__The request__: Work out how many lines include "this" and answer with that number only.

__Source records__:
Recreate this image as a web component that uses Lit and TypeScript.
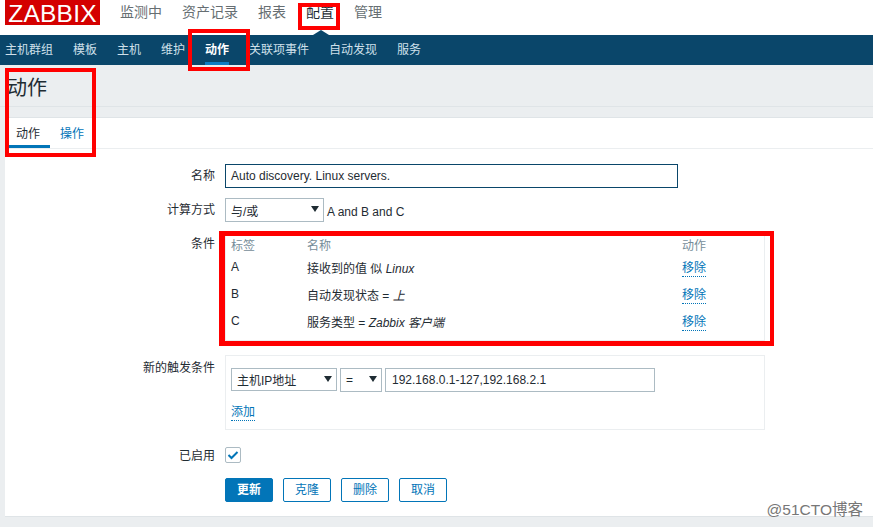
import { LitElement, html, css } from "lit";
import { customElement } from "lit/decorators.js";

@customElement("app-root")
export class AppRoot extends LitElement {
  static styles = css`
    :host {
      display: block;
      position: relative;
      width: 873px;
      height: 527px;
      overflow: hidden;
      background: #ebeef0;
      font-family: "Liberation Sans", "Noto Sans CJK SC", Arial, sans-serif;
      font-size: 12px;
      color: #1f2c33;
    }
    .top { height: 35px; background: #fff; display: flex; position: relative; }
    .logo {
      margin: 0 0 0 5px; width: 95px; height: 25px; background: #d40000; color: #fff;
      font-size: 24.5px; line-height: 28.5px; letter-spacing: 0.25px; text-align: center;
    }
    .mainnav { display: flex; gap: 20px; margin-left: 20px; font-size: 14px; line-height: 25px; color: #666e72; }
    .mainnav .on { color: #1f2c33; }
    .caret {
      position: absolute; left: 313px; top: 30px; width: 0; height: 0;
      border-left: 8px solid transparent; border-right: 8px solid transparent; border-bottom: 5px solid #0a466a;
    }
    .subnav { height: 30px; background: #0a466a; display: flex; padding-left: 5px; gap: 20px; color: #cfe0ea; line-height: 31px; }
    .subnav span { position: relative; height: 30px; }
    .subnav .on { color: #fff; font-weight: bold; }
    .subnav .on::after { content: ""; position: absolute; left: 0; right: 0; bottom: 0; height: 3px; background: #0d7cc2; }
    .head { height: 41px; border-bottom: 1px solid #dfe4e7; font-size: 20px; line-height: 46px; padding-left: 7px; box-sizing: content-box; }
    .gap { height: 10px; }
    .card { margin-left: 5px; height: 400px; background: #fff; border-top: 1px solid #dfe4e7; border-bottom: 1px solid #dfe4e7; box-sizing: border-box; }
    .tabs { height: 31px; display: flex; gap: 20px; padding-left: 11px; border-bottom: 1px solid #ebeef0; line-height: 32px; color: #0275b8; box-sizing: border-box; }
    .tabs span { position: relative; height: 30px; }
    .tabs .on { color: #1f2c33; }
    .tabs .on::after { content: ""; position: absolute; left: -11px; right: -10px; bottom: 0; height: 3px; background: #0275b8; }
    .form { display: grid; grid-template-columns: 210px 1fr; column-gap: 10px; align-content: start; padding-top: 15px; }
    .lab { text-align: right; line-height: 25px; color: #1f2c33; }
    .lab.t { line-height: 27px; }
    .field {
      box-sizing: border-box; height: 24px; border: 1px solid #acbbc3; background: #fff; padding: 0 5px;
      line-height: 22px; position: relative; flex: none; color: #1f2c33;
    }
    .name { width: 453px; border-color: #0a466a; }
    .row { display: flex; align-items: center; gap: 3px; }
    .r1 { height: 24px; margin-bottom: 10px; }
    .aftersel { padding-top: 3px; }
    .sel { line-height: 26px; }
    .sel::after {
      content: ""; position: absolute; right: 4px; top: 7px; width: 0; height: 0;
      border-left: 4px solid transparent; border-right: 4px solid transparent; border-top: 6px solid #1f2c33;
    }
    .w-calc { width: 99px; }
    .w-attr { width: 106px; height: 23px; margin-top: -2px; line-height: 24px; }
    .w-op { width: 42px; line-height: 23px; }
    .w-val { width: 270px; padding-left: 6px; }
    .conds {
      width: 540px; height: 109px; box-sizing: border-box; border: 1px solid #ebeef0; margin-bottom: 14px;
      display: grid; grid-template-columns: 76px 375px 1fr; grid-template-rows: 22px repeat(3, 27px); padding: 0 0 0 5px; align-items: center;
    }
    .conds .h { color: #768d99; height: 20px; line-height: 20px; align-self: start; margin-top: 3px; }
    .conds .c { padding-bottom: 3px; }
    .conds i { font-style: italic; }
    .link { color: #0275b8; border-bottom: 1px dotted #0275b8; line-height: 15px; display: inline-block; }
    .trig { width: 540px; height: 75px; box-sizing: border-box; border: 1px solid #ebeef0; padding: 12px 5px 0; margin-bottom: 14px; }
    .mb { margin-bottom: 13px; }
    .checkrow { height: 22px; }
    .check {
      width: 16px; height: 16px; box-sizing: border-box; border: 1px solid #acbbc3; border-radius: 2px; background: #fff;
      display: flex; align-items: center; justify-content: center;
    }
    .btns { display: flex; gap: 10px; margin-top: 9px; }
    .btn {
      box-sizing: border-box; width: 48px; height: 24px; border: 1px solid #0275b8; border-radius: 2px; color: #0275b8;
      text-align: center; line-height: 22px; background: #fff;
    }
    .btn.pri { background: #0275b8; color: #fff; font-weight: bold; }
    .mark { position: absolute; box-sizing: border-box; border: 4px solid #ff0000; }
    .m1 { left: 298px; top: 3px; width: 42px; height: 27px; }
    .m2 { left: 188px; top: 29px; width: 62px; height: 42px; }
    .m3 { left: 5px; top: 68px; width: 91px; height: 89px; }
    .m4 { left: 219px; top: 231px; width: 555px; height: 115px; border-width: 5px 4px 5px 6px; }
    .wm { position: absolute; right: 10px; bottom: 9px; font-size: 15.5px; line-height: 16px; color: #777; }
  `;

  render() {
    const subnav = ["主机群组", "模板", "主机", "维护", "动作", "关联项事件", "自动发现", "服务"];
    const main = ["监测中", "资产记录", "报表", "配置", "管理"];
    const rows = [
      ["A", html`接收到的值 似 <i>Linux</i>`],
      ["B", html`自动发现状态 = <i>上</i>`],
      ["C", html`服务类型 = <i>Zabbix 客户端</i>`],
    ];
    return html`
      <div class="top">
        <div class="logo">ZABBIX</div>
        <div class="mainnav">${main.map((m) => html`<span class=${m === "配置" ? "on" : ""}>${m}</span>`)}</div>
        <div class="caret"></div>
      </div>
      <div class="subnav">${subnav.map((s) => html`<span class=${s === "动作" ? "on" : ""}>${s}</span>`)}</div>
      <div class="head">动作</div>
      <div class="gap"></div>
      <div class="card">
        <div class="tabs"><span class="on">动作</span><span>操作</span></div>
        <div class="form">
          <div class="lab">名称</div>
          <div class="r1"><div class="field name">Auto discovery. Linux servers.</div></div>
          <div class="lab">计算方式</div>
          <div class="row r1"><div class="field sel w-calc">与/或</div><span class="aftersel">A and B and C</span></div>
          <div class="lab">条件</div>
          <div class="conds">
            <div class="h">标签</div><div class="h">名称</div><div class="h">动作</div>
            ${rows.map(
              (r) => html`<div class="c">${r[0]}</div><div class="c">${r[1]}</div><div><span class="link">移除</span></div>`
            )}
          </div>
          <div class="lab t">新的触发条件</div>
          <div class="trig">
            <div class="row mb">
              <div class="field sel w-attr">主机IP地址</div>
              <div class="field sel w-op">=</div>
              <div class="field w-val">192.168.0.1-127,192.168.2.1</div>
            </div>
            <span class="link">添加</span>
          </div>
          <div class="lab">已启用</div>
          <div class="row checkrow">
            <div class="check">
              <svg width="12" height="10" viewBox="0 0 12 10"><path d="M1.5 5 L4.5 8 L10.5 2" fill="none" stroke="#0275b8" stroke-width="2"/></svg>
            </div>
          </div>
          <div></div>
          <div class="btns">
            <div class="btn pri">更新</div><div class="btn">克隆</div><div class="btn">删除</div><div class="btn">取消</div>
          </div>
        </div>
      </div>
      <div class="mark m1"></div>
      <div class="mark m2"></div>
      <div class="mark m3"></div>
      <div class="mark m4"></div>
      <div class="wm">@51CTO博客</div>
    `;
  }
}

* * *

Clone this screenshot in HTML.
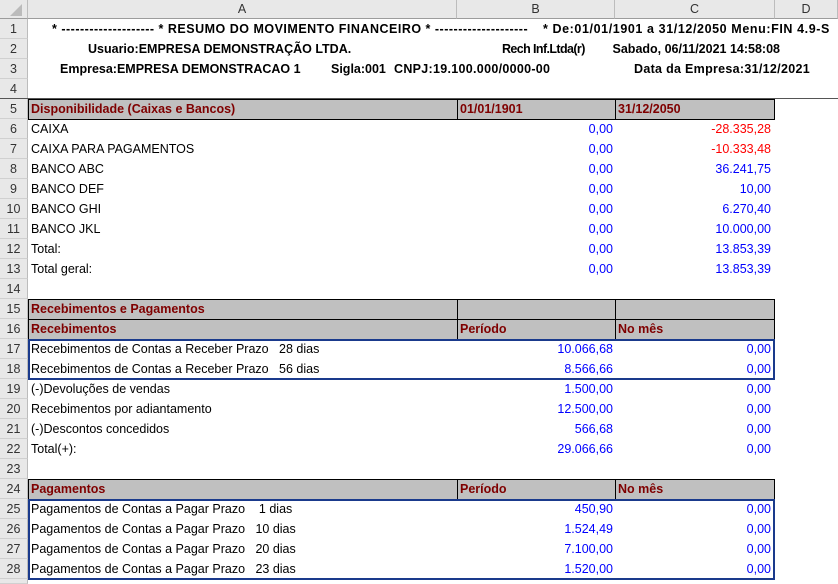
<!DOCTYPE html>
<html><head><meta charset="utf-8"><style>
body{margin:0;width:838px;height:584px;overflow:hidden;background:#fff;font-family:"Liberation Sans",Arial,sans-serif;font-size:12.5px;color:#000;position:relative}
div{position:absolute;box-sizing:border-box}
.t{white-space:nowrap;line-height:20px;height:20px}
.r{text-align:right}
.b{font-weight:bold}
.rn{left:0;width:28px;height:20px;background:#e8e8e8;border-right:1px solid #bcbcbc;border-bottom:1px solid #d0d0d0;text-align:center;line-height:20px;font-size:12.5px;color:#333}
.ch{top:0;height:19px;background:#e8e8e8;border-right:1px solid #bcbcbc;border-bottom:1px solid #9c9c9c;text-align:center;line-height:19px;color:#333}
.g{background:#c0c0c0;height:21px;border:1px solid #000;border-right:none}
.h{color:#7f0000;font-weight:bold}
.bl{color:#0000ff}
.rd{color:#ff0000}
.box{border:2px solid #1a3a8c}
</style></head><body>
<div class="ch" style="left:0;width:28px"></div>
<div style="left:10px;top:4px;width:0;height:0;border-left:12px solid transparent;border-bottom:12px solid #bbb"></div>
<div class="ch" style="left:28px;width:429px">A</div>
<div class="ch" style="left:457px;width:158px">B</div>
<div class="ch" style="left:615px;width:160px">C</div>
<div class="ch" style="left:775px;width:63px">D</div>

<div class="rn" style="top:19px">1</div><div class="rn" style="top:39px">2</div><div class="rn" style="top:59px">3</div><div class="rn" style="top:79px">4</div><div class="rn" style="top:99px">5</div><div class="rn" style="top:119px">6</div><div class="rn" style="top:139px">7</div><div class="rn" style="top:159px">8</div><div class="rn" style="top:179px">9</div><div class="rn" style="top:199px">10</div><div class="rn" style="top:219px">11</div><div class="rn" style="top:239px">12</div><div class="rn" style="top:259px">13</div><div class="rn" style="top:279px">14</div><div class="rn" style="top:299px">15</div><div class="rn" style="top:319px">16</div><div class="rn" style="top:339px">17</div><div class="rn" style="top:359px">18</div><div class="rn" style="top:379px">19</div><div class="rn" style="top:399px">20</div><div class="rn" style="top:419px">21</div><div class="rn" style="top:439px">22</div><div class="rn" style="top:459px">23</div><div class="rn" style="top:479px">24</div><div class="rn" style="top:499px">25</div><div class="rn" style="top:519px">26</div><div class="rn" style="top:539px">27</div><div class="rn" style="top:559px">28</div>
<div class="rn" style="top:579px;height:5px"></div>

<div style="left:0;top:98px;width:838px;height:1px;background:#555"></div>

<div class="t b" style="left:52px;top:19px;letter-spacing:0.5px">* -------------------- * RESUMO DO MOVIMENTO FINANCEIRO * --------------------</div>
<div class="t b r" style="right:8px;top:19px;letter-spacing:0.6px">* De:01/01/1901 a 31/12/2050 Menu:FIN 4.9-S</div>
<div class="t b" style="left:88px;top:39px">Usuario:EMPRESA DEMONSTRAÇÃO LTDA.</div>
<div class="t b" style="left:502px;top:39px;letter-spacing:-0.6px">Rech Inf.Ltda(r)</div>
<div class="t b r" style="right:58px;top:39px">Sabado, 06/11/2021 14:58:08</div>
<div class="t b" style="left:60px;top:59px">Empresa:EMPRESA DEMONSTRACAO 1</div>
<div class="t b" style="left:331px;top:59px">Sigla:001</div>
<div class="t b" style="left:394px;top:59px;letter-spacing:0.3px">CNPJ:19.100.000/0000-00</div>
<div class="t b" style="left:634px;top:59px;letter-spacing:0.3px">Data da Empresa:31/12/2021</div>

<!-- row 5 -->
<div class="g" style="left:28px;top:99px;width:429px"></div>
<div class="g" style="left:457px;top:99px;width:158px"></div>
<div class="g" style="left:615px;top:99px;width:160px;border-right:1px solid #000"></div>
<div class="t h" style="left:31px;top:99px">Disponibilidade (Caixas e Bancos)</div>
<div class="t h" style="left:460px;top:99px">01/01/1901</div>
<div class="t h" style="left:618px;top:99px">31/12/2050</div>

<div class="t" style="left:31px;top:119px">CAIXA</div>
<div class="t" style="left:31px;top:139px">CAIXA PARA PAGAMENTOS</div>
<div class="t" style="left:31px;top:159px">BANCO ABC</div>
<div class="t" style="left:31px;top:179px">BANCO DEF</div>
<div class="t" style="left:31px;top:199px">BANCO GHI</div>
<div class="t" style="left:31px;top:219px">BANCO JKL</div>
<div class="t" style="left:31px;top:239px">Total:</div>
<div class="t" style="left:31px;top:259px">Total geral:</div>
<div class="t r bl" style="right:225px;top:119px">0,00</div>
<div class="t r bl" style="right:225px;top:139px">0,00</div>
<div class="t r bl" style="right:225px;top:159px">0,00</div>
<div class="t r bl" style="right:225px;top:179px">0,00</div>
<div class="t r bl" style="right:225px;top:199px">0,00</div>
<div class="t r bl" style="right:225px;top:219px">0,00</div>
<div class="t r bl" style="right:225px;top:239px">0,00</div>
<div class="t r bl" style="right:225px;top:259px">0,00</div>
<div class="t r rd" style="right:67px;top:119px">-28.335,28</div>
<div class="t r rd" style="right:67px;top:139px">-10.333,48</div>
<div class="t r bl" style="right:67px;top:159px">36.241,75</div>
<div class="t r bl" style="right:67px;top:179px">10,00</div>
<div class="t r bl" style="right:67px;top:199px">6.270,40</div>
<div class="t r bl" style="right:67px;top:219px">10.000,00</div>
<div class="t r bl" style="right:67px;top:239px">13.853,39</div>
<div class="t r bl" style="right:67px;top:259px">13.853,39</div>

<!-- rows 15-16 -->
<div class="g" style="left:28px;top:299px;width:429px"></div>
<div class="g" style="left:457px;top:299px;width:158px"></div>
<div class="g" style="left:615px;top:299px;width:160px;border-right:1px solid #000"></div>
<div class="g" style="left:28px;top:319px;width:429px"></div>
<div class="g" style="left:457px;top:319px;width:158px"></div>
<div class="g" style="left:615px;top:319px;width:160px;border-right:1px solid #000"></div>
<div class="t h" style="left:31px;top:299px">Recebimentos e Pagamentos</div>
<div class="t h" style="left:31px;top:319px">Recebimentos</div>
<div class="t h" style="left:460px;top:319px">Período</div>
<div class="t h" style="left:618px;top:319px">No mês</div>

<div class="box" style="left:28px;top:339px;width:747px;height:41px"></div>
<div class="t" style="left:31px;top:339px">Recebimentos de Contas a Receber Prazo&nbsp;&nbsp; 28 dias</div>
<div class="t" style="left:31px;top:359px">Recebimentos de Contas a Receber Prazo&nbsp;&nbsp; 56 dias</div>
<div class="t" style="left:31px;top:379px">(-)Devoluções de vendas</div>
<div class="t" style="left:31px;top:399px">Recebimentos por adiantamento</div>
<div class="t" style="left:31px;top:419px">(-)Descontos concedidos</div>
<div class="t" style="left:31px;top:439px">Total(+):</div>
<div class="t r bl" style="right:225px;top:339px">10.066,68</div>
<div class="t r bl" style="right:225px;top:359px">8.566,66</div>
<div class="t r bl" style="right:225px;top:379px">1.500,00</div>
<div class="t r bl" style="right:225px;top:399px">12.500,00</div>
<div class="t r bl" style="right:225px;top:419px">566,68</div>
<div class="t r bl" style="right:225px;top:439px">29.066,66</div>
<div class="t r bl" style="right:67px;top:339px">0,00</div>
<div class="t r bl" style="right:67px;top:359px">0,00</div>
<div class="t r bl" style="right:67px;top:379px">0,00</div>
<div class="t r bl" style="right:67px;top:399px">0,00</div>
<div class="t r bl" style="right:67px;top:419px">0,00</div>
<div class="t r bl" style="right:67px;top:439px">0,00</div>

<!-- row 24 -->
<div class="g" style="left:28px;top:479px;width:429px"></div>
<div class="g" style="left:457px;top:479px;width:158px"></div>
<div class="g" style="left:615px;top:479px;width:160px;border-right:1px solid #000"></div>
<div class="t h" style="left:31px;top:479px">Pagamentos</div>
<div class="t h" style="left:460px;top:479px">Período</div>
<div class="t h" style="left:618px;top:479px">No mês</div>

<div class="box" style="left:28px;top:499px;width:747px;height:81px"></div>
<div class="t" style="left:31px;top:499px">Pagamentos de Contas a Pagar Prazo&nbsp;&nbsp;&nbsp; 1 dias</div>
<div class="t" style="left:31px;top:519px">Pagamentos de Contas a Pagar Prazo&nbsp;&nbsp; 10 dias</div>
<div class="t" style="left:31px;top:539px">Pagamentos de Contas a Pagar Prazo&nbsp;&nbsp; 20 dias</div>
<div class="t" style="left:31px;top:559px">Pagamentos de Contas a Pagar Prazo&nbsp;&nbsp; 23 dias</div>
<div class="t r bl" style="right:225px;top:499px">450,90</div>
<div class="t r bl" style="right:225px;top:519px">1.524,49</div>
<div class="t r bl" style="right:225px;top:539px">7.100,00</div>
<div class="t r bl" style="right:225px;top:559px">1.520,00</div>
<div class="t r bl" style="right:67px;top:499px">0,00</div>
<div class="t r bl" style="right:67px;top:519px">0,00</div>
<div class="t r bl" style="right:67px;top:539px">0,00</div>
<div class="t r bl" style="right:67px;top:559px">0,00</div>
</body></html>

__Output of the exercise__: 2